In CTR mode, your task is to transit the aircraft across your airspace, always ensuring separation, and to hand each of them over to the most appropriate neighbouring centre North, South, East or West of your sector. You can specify local navpoints in the location settings so that the system includes them as turning points in the randomised aircraft routes.

In airport mode, traffic is either inbound or outbound. Assuming APP, inbound aircraft must be sequenced and vectored into tower range for handover, unless you are in the TWR position as well. Each inbound aircraft either requests ILS or visual. Assuming TWR, you must clear them to land when appropriate, i.e. cleared for ILS approach or expected runway reported in sight. If landing cannot take place (too high, not cleared...), aircraft will go around. Controlling GND, you must move inbound traffic near their parking position once they have vacated the runway, and hand them over to the ramp. Outbound traffic must be brought to hold short of a runway threshold and report ready for departure with TWR. If you assume DEP, you must hand outbound aircraft over to the en-route centre (CTR) once they are high enough and close to their exit point if specified in their route. Entry and exit points are configurable in CONFIG/nav/AD-entry-exit (see Notice in the directory).

Handover pane in an AD solo session, assuming all three available positions
Handovers with virtual ATCs in airport mode
Departure strips Arrival strips
Assuming positions Receive from Hand over to Receive from Hand over to
GND only DEL TWR TWR Ramp
TWR only GND DEP APP GND
DEP only TWR CTR N/A
APP only N/A CTR TWR
TWR+GND DEL DEP APP Ramp
TWR+DEP GND CTR APP GND
TWR+APP GND DEP CTR GND
APP+DEP TWR CTR CTR TWR
TWR+GND+DEP DEL CTR APP Ramp
TWR+GND+APP DEL DEP APP Ramp
TWR+APP+DEP GND CTR CTR GND
All 4 DEL CTR CTR Ramp

Instructing aircraft

Click&drag taxi instruction tool at OMDB ground

Instructions are given through different means:

  • provided the speech recognition modules are installed, you can turn on voice instructions from the solo simulation settings dialog and instruct aircraft through your microphone, using the Ctrl key as push-to-talk and standard phraseology (see the quick reference tab about it);
  • if voice instructions are turned off:
    • mouse vector assignments issue the corresponding instructions (see section on vectors above);
    • handoffs are issued when dropping strips on an ATC receiver;
  • instruct taxi routes by dragging out of radar contacts when they are considered on the ground (low enough or squawking GND);
  • the dockable instruction panel works regardless of voice vs. mouse selection;
  • alternatively, if the aircraft is connected to CPDLC, you can send instructions through the data link.

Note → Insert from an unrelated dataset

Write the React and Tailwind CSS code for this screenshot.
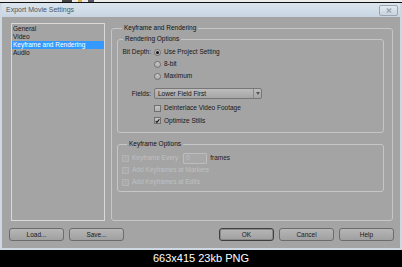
import React from "react";

const Radio = ({ checked }) => (
  <span className="w-[7px] h-[7px] rounded-full border border-[#707070] bg-gradient-to-b from-[#cacaca] to-[#acacac] flex items-center justify-center shrink-0">
    {checked && <span className="w-[3px] h-[3px] rounded-full bg-[#111]" />}
  </span>
);

const Check = ({ checked, disabled }) => (
  <span
    className={`w-[7px] h-[7px] border flex items-center justify-center shrink-0 ${
      disabled
        ? "border-[#b4b4b4] bg-[#aaaaaa]"
        : "border-[#707070] bg-gradient-to-b from-[#c4c4c4] to-[#aeaeae]"
    }`}
  >
    {checked && (
      <svg width="6" height="6" viewBox="0 0 6 6">
        <path d="M0.8 3 L2.3 4.6 L5.3 0.9" fill="none" stroke="#111" strokeWidth="1.3" />
      </svg>
    )}
  </span>
);

const Button = ({ children, isDefault }) => (
  <button
    className={`w-[55px] h-[13px] rounded-[3px] bg-gradient-to-b from-[#b6b6b6] to-[#a0a0a0] text-[6.5px] text-[#1a1a1a] flex items-center justify-center ${
      isDefault ? "border border-[#3f3f3f] shadow-[inset_0_0_0_1px_#8a8a8a]" : "border border-[#6c6c6c]"
    }`}
  >
    {children}
  </button>
);

const Group = ({ title, className = "", children }) => (
  <fieldset className={`border border-[#c6c6c6] rounded-[3px] ${className}`}>
    <legend className="ml-[5px] px-[2px] leading-[8px] text-[#111]">{title}</legend>
    {children}
  </fieldset>
);

const sections = ["General", "Video", "Keyframe and Rendering", "Audio"];

export default function App() {
  return (
    <div className="w-[402px] h-[267px] bg-black flex flex-col font-['Liberation_Sans',Arial,sans-serif] text-[6.5px] text-[#161616] overflow-hidden">
      {/* bit of the desktop behind the dialog */}
      <div className="h-[2px] bg-[#ececec] flex gap-[6px] pl-[62px]">
        <span className="w-[10px] h-[2px] bg-[#444]" />
        <span className="w-[4px] h-[2px] bg-[#d8b040]" />
        <span className="w-[6px] h-[2px] bg-[#556]" />
      </div>
      <div className="h-[1px] bg-[#111]" />

      <div className="bg-[#cdd8e2] px-[2px] pb-[2px] flex flex-col">
        {/* title bar */}
        <div className="h-[14px] bg-gradient-to-b from-[#dbe5ee] to-[#c8d5e1] flex items-center justify-between pl-[4px] pr-[2px]">
          <span className="text-[7px] text-[#4a5662]">Export Movie Settings</span>
          <span className="w-[19px] h-[11px] rounded-[2px] border border-[#9aa5b0] bg-gradient-to-b from-[#e2e9f0] to-[#c9d3dd] flex items-center justify-center">
            <svg width="6" height="5" viewBox="0 0 6 5">
              <path d="M0.8 0.6 L5.2 4.4 M5.2 0.6 L0.8 4.4" stroke="#98a2ac" strokeWidth="1.3" />
            </svg>
          </span>
        </div>

        {/* dialog body */}
        <div className="h-[231px] bg-[#a4a4a4] flex flex-col">
          <div className="h-[198px] mt-[6px] pl-[9px] pr-[7px] flex gap-[6px]">
            <div className="w-[94px] h-full border border-[#d9d9d9] pt-[1px] flex flex-col">
              {sections.map((s) => (
                <div
                  key={s}
                  className={`h-[8px] leading-[8px] pl-[1px] ${
                    s === "Keyframe and Rendering" ? "bg-[#3399ff] text-white" : ""
                  }`}
                >
                  {s}
                </div>
              ))}
            </div>

            <Group title="Keyframe and Rendering" className="flex-1 mt-[1px] h-[197px] pl-[5px] pr-[8px] pt-[3px]">
              <Group title="Rendering Options" className="pt-[3px] pb-[5px]">
                <div className="grid grid-cols-[33px_1fr] gap-x-[3px]">
                  <span className="h-[12px] flex items-center justify-end">Bit Depth:</span>
                  <span className="h-[12px] flex items-center gap-[3px]">
                    <Radio checked /> Use Project Setting
                  </span>
                  <span />
                  <span className="h-[12px] flex items-center gap-[3px]">
                    <Radio /> 8-bit
                  </span>
                  <span />
                  <span className="h-[12px] flex items-center gap-[3px]">
                    <Radio /> Maximum
                  </span>

                  <span className="h-[11px] mt-[6px] flex items-center justify-end">Fields:</span>
                  <div className="h-[11px] mt-[6px] w-[108px] rounded-[2px] border border-[#777] bg-gradient-to-b from-[#bcbcbc] to-[#a6a6a6] flex items-center">
                    <span className="flex-1 pl-[3px]">Lower Field First</span>
                    <span className="w-[8px] h-full border-l border-[#8a8a8a] flex items-center justify-center">
                      <svg width="4" height="3" viewBox="0 0 4 3">
                        <path d="M0 0 L4 0 L2 3 Z" fill="#555" />
                      </svg>
                    </span>
                  </div>

                  <span />
                  <span className="h-[12px] mt-[3px] flex items-center gap-[3px]">
                    <Check /> Deinterlace Video Footage
                  </span>
                  <span />
                  <span className="h-[13px] flex items-center gap-[3px]">
                    <Check checked /> Optimize Stills
                  </span>
                </div>
              </Group>

              <Group title="Keyframe Options" className="mt-[7px] pt-[4px] pb-[3px] pl-[4px]">
                <div className="h-[12px] flex items-center">
                  <Check disabled />
                  <span className="ml-[3px] text-[#c0c0c0]">Keyframe Every</span>
                  <span className="ml-[5px] w-[24px] h-[11px] border border-[#bdbdbd] rounded-[1px] bg-[#a8a8a8] pl-[2px] flex items-center text-[#c0c0c0]">
                    0
                  </span>
                  <span className="ml-[3px] text-[#222]">frames</span>
                </div>
                <div className="h-[12px] flex items-center gap-[3px] text-[#c0c0c0]">
                  <Check disabled /> Add Keyframes at Markers
                </div>
                <div className="h-[12px] flex items-center gap-[3px] text-[#c0c0c0]">
                  <Check disabled /> Add Keyframes at Edits
                </div>
              </Group>
            </Group>
          </div>

          <div className="mt-[7px] pl-[7px] pr-[6px] flex justify-between">
            <div className="flex gap-[5px]">
              <Button>Load...</Button>
              <Button>Save...</Button>
            </div>
            <div className="flex gap-[5px]">
              <Button isDefault>OK</Button>
              <Button>Cancel</Button>
              <Button>Help</Button>
            </div>
          </div>
        </div>
      </div>

      <div className="flex-1 flex items-center justify-center text-white text-[11px]">
        663x415 23kb PNG
      </div>
    </div>
  );
}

Instructions from the panel are always issued to the callsign entered in the top field, which should fill automatically on aircraft or strip selection when a callsign is known. Therefore, make sure you do not mess up your strip links or your instructions will realistically be acknowledged and followed by the wrong aircraft.

Need a scenario?

Things you can train for:

  • towering a single runway with mixed traffic: select TWR position and an equal balance of departures and arrivals;
  • optimising approach spacing in dense traffic: select APP position only, increase traffic density, turn on spacing hints and try to stabilise them all at "3:00" for example;
  • change of runways (e.g. irl after wind direction change): start with APP+TWR and select a runway for arrivals at least, run the simulation for a while and change for opposite runway use;
  • CTR mode with a low ceiling to increase the number of conflicts to resolve;
  • etc.

Teacher & student connections (ATC tutoring)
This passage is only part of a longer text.